Glassmorphism Fundamentals
Glassmorphism combines backdrop-filter blur with semi-transparent backgrounds to create frosted glass panels. The effect relies on content behind the glass element being visible through a blurred layer. Key ingredients include a low-opacity background color, backdrop blur filter, and subtle borders to define the glass edge against underlying content.

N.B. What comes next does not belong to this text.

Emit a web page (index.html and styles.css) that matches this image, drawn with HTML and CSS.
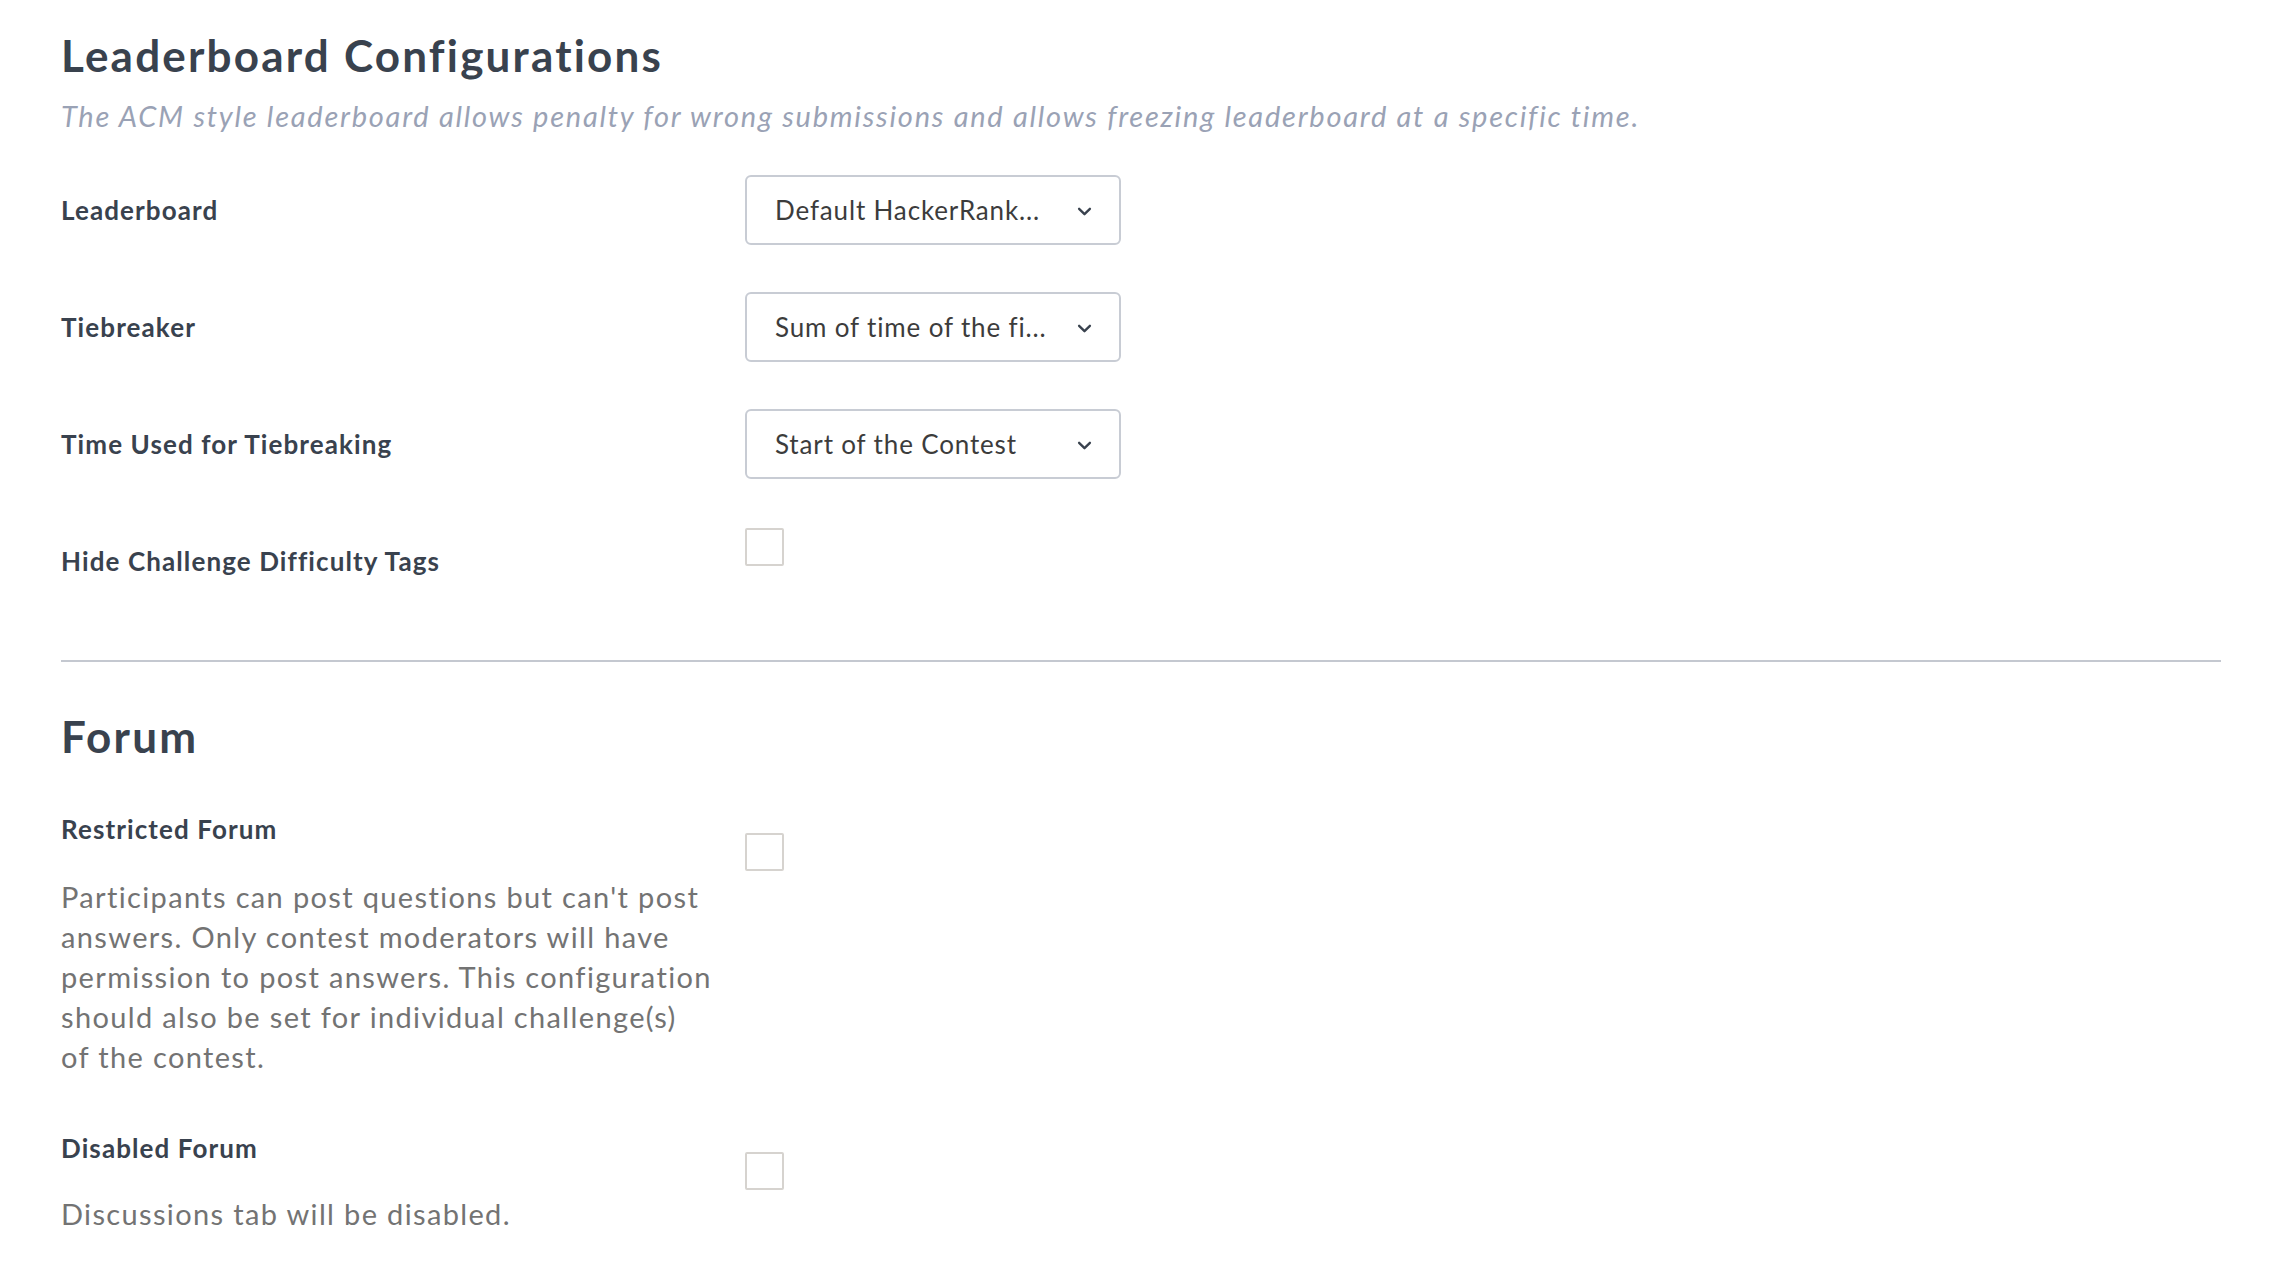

Designing Effective Glass Interfaces
Effective glassmorphism requires a colorful or detailed background to show through the blur. Without visual content behind the glass, the effect appears as a plain semi-transparent panel. Design your layouts with vibrant gradients, images, or layered elements behind glass components to maximize the frosted appearance and depth perception.
Performance Optimization
Backdrop-filter triggers compositing layers that can impact rendering performance. Limit glass effects to a few key UI elements like navigation bars, modals, or feature cards. Avoid nesting glass elements inside other glass elements. Use will-change: backdrop-filter sparingly and test on mobile devices where GPU resources are more constrained.
Cross-Browser Compatibility
Always include both standard and webkit-prefixed backdrop-filter for Safari support. Provide a solid fallback background for browsers that do not support the property. Use CSS feature queries with @supports to detect backdrop-filter availability and serve alternative styling gracefully to ensure all users have a usable experience.